The arrangement that has drawn the most attention is Evoke's strategic partnership with ComeOn Group, under which the 888 brand returned to the Netherlands in 2025. Rather than applying for a new KSA licence directly, 888 re-entered the market using a licence ComeOn Group already held for its Godwits brand. Evoke's own director of corporate development described the arrangement as a low-capital route to value creation, framing it as a commercially efficient re-entry strategy. From a regulatory perspective, however, the structure raises a different set of questions entirely.
The four MPs behind the questions are Mirjam Bikker, Sarah Dobbe, Diederik van Dijk and Tijs van den Brink. Bikker and Dobbe are listed as co-submitters and are not new to pushing hard on Dutch gambling regulation. Last month, the pair tabled a bill proposing the removal of the cap that limits KSA fines to 10% of an operator's global turnover, a move prompted by the regulator's record €24.8 million penalty against Novatech for illegal operations. The KSA itself acknowledged that without the cap, the fine would have exceeded €100 million, a figure that underscores how significantly the current ceiling constrains the regulator's deterrent power.

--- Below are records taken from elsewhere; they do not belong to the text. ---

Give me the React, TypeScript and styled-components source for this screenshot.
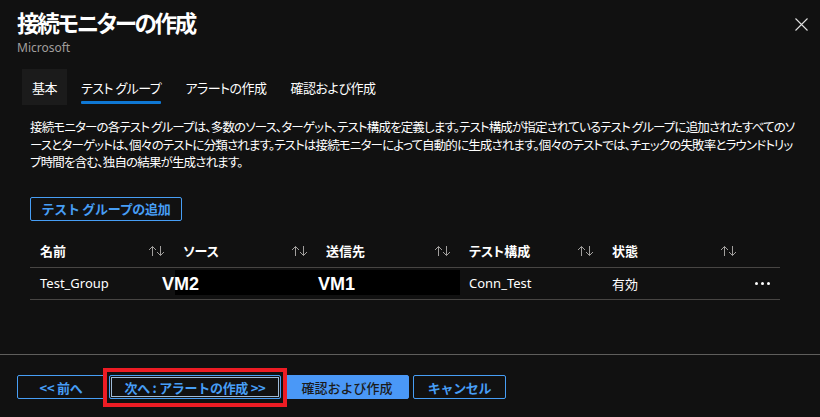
import React from "react";
import styled, { createGlobalStyle } from "styled-components";

const Global = createGlobalStyle`
  html, body { margin: 0; padding: 0; background: #111111; }
  body {
    font-family: "Noto Sans", "Noto Sans CJK JP", sans-serif;
    color: #ffffff;
    font-feature-settings: "palt";
  }
  * { box-sizing: border-box; }
`;

const Page = styled.div`
  width: 820px;
  height: 417px;
  background: #111111;
  display: flex;
  flex-direction: column;
  overflow: hidden;
`;

const Header = styled.div`
  display: flex;
  justify-content: space-between;
  align-items: flex-start;
  padding: 6px 11px 0 17px;
`;

const TitleBlock = styled.div`
  display: flex;
  flex-direction: column;
`;

const Title = styled.h1`
  margin: 0;
  font-size: 22.5px;
  line-height: 32px;
  font-weight: 700;
  color: #ffffff;
  font-family: "Noto Sans CJK JP", sans-serif;
  letter-spacing: -2.2px;
`;

const Subtitle = styled.div`
  font-size: 12px;
  line-height: 16px;
  color: #a19f9d;
  margin-top: 2px;
`;

const CloseButton = styled.button`
  width: 16px;
  height: 16px;
  margin-top: 10px;
  padding: 0;
  background: none;
  border: none;
  display: flex;
  align-items: center;
  justify-content: center;
  svg { display: block; }
`;

const TabList = styled.div`
  display: flex;
  gap: 4px;
  padding-left: 22px;
  margin-top: 13px;
`;

const Tab = styled.div<{ $active?: boolean; $hover?: boolean }>`
  position: relative;
  height: 36px;
  padding: 0 10px;
  display: flex;
  align-items: center;
  font-size: 13px;
  font-family: "Noto Sans CJK JP", sans-serif;
  letter-spacing: -0.5px;
  color: #ffffff;
  background: ${(p) => (p.$hover ? "#1b1b1b" : "transparent")};
  &::after {
    content: "";
    position: absolute;
    left: 10px;
    right: 10px;
    bottom: 1px;
    height: 3px;
    border-radius: 1px;
    background: ${(p) => (p.$active ? "#0f78d4" : "transparent")};
  }
`;

const Content = styled.div`
  padding: 13px 30px 0 30px;
  flex: 1;
`;

const Description = styled.div`
  font-size: 12.5px;
  line-height: 17.5px;
  font-family: "Noto Sans CJK JP", sans-serif;
  color: #ffffff;
  letter-spacing: -0.85px;
`;

const Line = styled.div`
  white-space: nowrap;
`;

const OutlineButton = styled.button<{ $focused?: boolean; $w: number }>`
  width: ${(p) => p.$w}px;
  height: 24px;
  border: 1px solid #479ef5;
  border-radius: 2px;
  background: #111111;
  color: #479ef5;
  font-family: "Noto Sans CJK JP", sans-serif;
  font-weight: 600;
  font-size: 13px;
  letter-spacing: -0.3px;
  padding: 0;
  display: flex;
  align-items: center;
  justify-content: center;
  box-shadow: ${(p) => (p.$focused ? "inset 0 0 0 1px #111111, inset 0 0 0 2px #9fbbd8" : "none")};
`;

const PrimaryButton = styled.button<{ $w: number }>`
  width: ${(p) => p.$w}px;
  height: 24px;
  border: 1px solid #4a98f7;
  border-radius: 2px;
  background: #4a98f7;
  color: #1b1b1b;
  font-family: "Noto Sans CJK JP", sans-serif;
  font-size: 13px;
  font-weight: 500;
  padding: 0;
`;

const AddRow = styled.div`
  margin-top: 26px;
`;

const Table = styled.div`
  margin-top: 14px;
  width: 750px;
`;

const Grid = styled.div<{ $header?: boolean }>`
  position: relative;
  display: grid;
  grid-template-columns: 143px 143px 143px 143px 143px 35px;
  height: ${(p) => (p.$header ? 33 : 32)}px;
  border-bottom: 1px solid #484644;
  align-items: center;
`;

const HeadCell = styled.div`
  display: flex;
  align-items: center;
  justify-content: space-between;
  padding: 0 7px 0 10px;
  font-size: 13px;
  font-weight: 700;
  font-family: "Noto Sans CJK JP", sans-serif;
  color: #ffffff;
`;

const SortIcon = styled.span`
  display: flex;
  svg { display: block; }
`;

const Cell = styled.div`
  padding: 0 10px;
  font-size: 13px;
  color: #ffffff;
  white-space: nowrap;
`;

const More = styled.div`
  display: flex;
  justify-content: flex-end;
  gap: 3px;
  padding-right: 10px;
  span {
    width: 3px;
    height: 3px;
    border-radius: 50%;
    background: #ffffff;
  }
`;

const Redaction = styled.div`
  position: absolute;
  left: 145px;
  top: 2px;
  width: 285px;
  height: 25px;
  background: #000000;
`;

const RedactLabel = styled.div<{ $x: number }>`
  position: absolute;
  left: ${(p) => p.$x}px;
  top: 6px;
  font-family: "Liberation Sans", Arial, sans-serif;
  font-weight: 700;
  font-size: 18px;
  line-height: 20px;
  color: #ffffff;
`;

const Footer = styled.div`
  border-top: 1px solid #5f5e5c;
  height: 63px;
  padding: 20px 17px 0 17px;
  display: flex;
  align-items: flex-start;
  gap: 4px;
`;

const Highlight = styled.div`
  position: relative;
  &::before {
    content: "";
    position: absolute;
    left: -6px;
    right: -6px;
    top: -7px;
    bottom: -8px;
    border: 4px solid #ed1c24;
    pointer-events: none;
  }
`;

const Sort = () => (
  <SortIcon>
    <svg width="18" height="12" viewBox="0 0 18 12" fill="none" stroke="#a19f9d" strokeWidth="1">
      <path d="M4.5 11V1.5M1 5L4.5 1.5L8 5" />
      <path d="M12.5 1V10.5M9 7L12.5 10.5L16 7" />
    </svg>
  </SortIcon>
);

const columns = ["名前", "ソース", "送信先", "テスト構成", "状態"];

export default function App() {
  return (
    <Page>
      <Global />
      <Header>
        <TitleBlock>
          <Title>接続モニターの作成</Title>
          <Subtitle>Microsoft</Subtitle>
        </TitleBlock>
        <CloseButton aria-label="閉じる">
          <svg width="13" height="13" viewBox="0 0 13 13" stroke="#e0e0e0" strokeWidth="1.1">
            <path d="M0.5 0.5L12.5 12.5M12.5 0.5L0.5 12.5" />
          </svg>
        </CloseButton>
      </Header>
      <TabList>
        <Tab $hover>基本</Tab>
        <Tab $active>テスト グループ</Tab>
        <Tab>アラートの作成</Tab>
        <Tab>確認および作成</Tab>
      </TabList>
      <Content>
        <Description>
          <Line>接続モニターの各テスト グループは、多数のソース、ターゲット、テスト構成を定義します。テスト構成が指定されているテスト グループに追加されたすべてのソ</Line>
          <Line>ースとターゲットは、個々のテストに分類されます。テストは接続モニターによって自動的に生成されます。個々のテストでは、チェックの失敗率とラウンドトリッ</Line>
          <Line>プ時間を含む、独自の結果が生成されます。</Line>
        </Description>
        <AddRow>
          <OutlineButton $w={152}>テスト グループの追加</OutlineButton>
        </AddRow>
        <Table>
          <Grid $header>
            {columns.map((c) => (
              <HeadCell key={c}>
                <span>{c}</span>
                <Sort />
              </HeadCell>
            ))}
            <div />
          </Grid>
          <Grid>
            <Cell>Test_Group</Cell>
            <Cell />
            <Cell />
            <Cell>Conn_Test</Cell>
            <Cell>有効</Cell>
            <More>
              <span />
              <span />
              <span />
            </More>
            <Redaction />
            <RedactLabel $x={132}>VM2</RedactLabel>
            <RedactLabel $x={288}>VM1</RedactLabel>
          </Grid>
        </Table>
      </Content>
      <Footer>
        <OutlineButton $w={88}>&lt;&lt; 前へ</OutlineButton>
        <Highlight>
          <OutlineButton $w={172} $focused>次へ : アラートの作成 &gt;&gt;</OutlineButton>
        </Highlight>
        <PrimaryButton $w={124}>確認および作成</PrimaryButton>
        <OutlineButton $w={93}>キャンセル</OutlineButton>
      </Footer>
    </Page>
  );
}
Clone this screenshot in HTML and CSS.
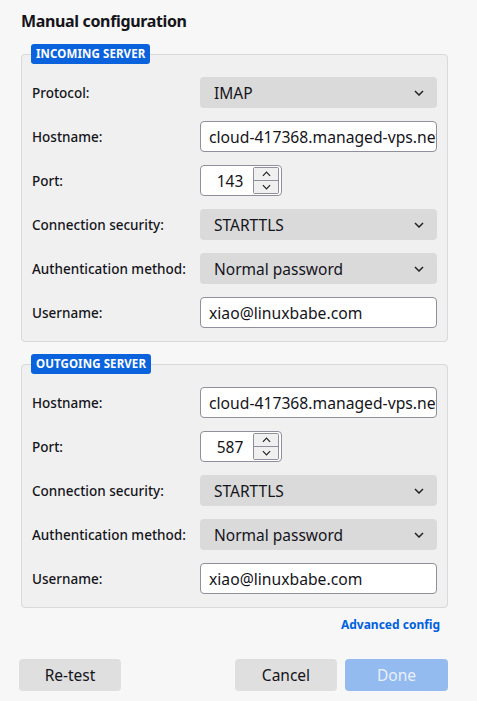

The parliamentary questions now put State Secretary for Justice and Security Claudia van Bruggen in a difficult position. She has three weeks to respond, though that period can be extended, and her answers are expected to address several interconnected issues. Chief among them is whether it is acceptable for operators known to have operated in the Netherlands without a licence to regain market access via a third party. She will also need to address the extent to which pre-KOA regulatory violations are factored into licence application assessments, the KSA's role in evaluating these arrangements, and what measures the government is willing to take to prevent third-party structures from functioning as a regulatory bypass.
The historical context matters here. The KOA legalised online gambling in the Netherlands in 2021, and many operators, including Evoke's 888 and William Hill brands, withdrew from the market ahead of the new framework going live. The departure of both platforms represented a significant revenue hit for Evoke. The three-year absence ended in 2025 with the ComeOn Group partnership, but the re-entry was not smooth. In November, the KSA issued 888 a formal warning criticising poor customer service accessibility, adding an early compliance concern to a relaunch that was already attracting scrutiny over the structure through which it was delivered.
ComeOn Group obtained its KSA licence in 2022 and joined Dutch trade association VNLOK in March 2026. The association has stated that licensing arrangements are assessed within the existing framework and that it is for the KSA to determine whether specific arrangements are permitted, while emphasising that its members are expected to comply fully with all rules and operate transparently.
Third-Party Licensing Structures Expose a Gap Between the Letter and Spirit of Regulation
The Dutch regulatory framework was designed to ensure that operators accessing the market meet defined standards of conduct, financial stability and player protection. Third-party licensing arrangements, where a brand with a chequered history effectively piggybacks on a cleaner operator's licence, create a structural tension with that intent. The question the MPs are asking is not whether the arrangement is technically permissible under existing rules, but whether those rules are adequate to capture the regulatory risk that such arrangements introduce. If an operator that previously served Dutch players illegally can return to the market without its historical conduct being a material obstacle, the licensing framework is doing less work than it appears to be on paper.
The State Secretary's Response Could Set a Defining Precedent
Claudia van Bruggen's answer to these parliamentary questions will carry consequences well beyond the specific case of 888 and ComeOn Group. If she confirms that pre-KOA violations weigh meaningfully on assessments of third-party arrangements, it sends a clear signal to any operator considering a similar route to market re-entry. If her response effectively endorses the current approach, it establishes that the licensing framework treats historical conduct as largely irrelevant once a third-party structure is in place. The KSA will be watching closely, since her answer will shape the regulatory authority it can exercise over these arrangements and determine whether the regulator needs additional legislative tools to scrutinise them adequately.
The Fine Cap Question and the Licensing Loophole Question Are Part of the Same Problem
Bikker and Dobbe's simultaneous push to remove the fine cap and their questioning of third-party licensing structures reflects a coherent regulatory philosophy: that the current Dutch framework has multiple points at which its deterrent and gatekeeping functions fall short of what they need to be. A regulator that cannot impose fines proportionate to the scale of an operator's global revenues, and that may be limited in how it can assess the history of operators entering via third parties, is a regulator whose tools are structurally mismatched to the market it is overseeing. Both issues need to be addressed together if the Netherlands is to have a framework that credibly disciplines licensed operators and controls who gets to participate in the market in the first place.